I get about 1keg per # of CO2 including force carbonating. I loose some in cleaning and such, since i use it to flush lines and stuff.

I am new to kegging with a 5lbs tank. My last fill was to 750 psi at 75 deg at the keg store. By weight it was only 1-2 pounds the best I could tell by my scale. I assume that most of my fill was gas and not 5 lbs of liquid CO2.

Now that I have force carbed one corny keg, I see the needle moving into the red zone which means that I am out of liquid CO2.

Based on this, I have to agree with the above statement. Now I need to find a bigger tank and someone who can do a good liquid fill...:mug:
 
I am new to kegging with a 5lbs tank. My last fill was to 750 psi at 75 deg at the keg store. By weight it was only 1-2 pounds the best I could tell by my scale. I assume that most of my fill was gas and not 5 lbs of liquid CO2.

Some places just top off the tanks. to measure a proper fill you need to know the empty weight of the tank, then weigh it again when filled, it should weigh 5# more full. If they aren't using a scale to tell how full it is, go somewhere else for your refills.

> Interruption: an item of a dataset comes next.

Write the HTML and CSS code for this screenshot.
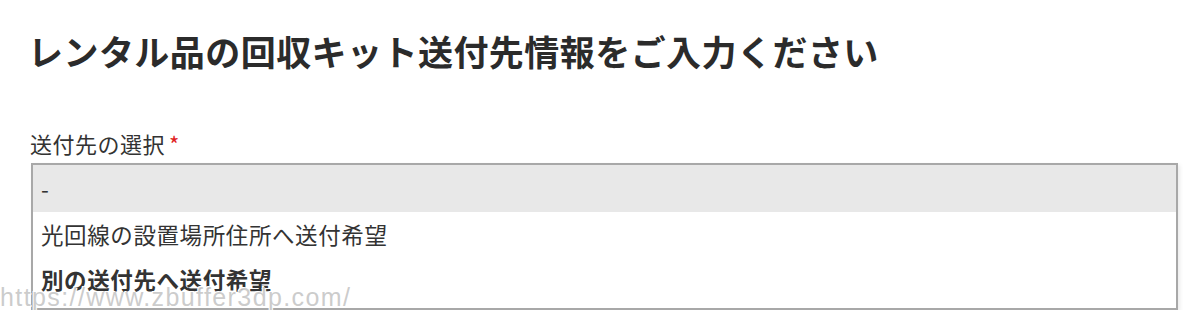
FILE: index.html
```html
<!DOCTYPE html>
<html lang="ja">
<head>
	<meta charset="utf-8">
	<title>回収キット送付先情報</title>
	<meta name="viewport" content="width=device-width,initial-scale=1.0" />
	<link rel="stylesheet" href="styles.css">
</head>
<body>
	<div class="page">
		<h1 class="title">レンタル品の回収キット送付先情報をご入力ください</h1>
		<div class="field">
			<div class="label">送付先の選択<span class="req">*</span></div>
			<div class="list">
				<div class="opt selected">-</div>
				<div class="opt">光回線の設置場所住所へ送付希望</div>
				<div class="opt bold">別の送付先へ送付希望</div>
			</div>
		</div>
	</div>
	<div class="mark">https://www.zbuffer3dp.com/</div>
</body>
</html>
```
FILE: styles.css
```css
body {
	margin: 0;
	padding: 0;
	background-color: #ffffff;
	color: #333333;
	font-family: "Noto Sans CJK JP", "Noto Sans", sans-serif;
}
.page {
	padding: 0 22px 0 31px;
}
.title {
	margin: 0 0 0 -3px;
	padding-top: 23px;
	font-size: 35px;
	line-height: 56px;
	letter-spacing: 0.45px;
	font-weight: bold;
	color: #2b2b2b;
}
.field {
	margin-top: 49px;
}
.label {
	font-size: 22px;
	line-height: 30px;
	height: 35px;
	letter-spacing: 0.5px;
	margin-left: -1px;
}
.req {
	color: #e02020;
	margin-left: 4px;
}
.list {
	border: 2px solid #a8a8a8;
	box-shadow: 2px 2px 4px rgba(0, 0, 0, 0.08);
	height: 143px;
	overflow: hidden;
}
.opt {
	height: 46px;
	line-height: 44px;
	padding-left: 8px;
	font-size: 22.5px;
	letter-spacing: 0.6px;
}
.opt.selected {
	background-color: #e8e8e8;
	height: 47px;
	line-height: 47px;
}
.bold {
	font-weight: bold;
	line-height: 42px;
}
.mark {
	position: absolute;
	left: 0;
	top: 285px;
	font-family: "Liberation Sans", sans-serif;
	font-size: 25px;
	line-height: 25px;
	letter-spacing: 1.4px;
	color: rgba(190, 190, 190, 0.8);
	text-shadow: 1px 1px 0 #fff, -1px -1px 0 #fff;
}
```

Ignore the pressure, espically when it is in the keezer. CO2 pressure is temperature variable. at 100deg it is something like 950PSI, and at 36, mine is just above the red line.
 
I am new to kegging with a 5lbs tank. My last fill was to 750 psi at 75 deg at the keg store. By weight it was only 1-2 pounds the best I could tell by my scale. I assume that most of my fill was gas and not 5 lbs of liquid CO2.

Now that I have force carbed one corny keg, I see the needle moving into the red zone which means that I am out of liquid CO2.

Based on this, I have to agree with the above statement. Now I need to find a bigger tank and someone who can do a good liquid fill...:mug:

Liquid and gas both have mass, (and weight). If your weight of the tank was only 1-2 lbs over the tare weight, (tare weight is stamped on the cylinder), then you got swindled.

Ignore the high pressure gauge, mine is in the red as soon as I buy it and still lasts 6-8 kegs.
 
Does the pressure affect how much co2 you use to force carb it or do you just need more pressure (same volume?) to get it into warmer fluid?
 
At STP ~44 grams (one mole) of CO2 will occupy about ~22.2 liters of volume. a proper 5lb co2 fill has about 50 moles of CO2 gas.

This works out to about 1100l of CO2 at STP.

Working at STP, a 2 volume batch of beer will use approximately 46l of CO2. That yields a theoretical value of 46 kegs per fill for force carbing.

Practically, if you're getting a full fill, carbing at refrigerator temps and only using the bottle for force carbing, you could potentially force carb up to 15 kegs, accounting for losses from disconnecting, purging and molecular porosity of tubing and etc. I bet you could probably really stretch these numbers by building a ridiculous manifolded setup with very short line lengths to the keg using high quality tubing with low porosity using the passive 'set it and forget it' keging method.

If you're serving from the same keg, you have to use pressure to force liquid, which immediately cuts that number in half, so 7-8 kegs per fill.

Yes, some of my math is fuzzy, because it's very difficult to accurately measure CO2 used in an open system. This is the same problem I had with calculating total shot numbers for my paintball markers, I could use rough stoichiometry to measure the volume of CO2 ejected per shot, but those volumes changed based upon fractions of a degree of ambient temperature.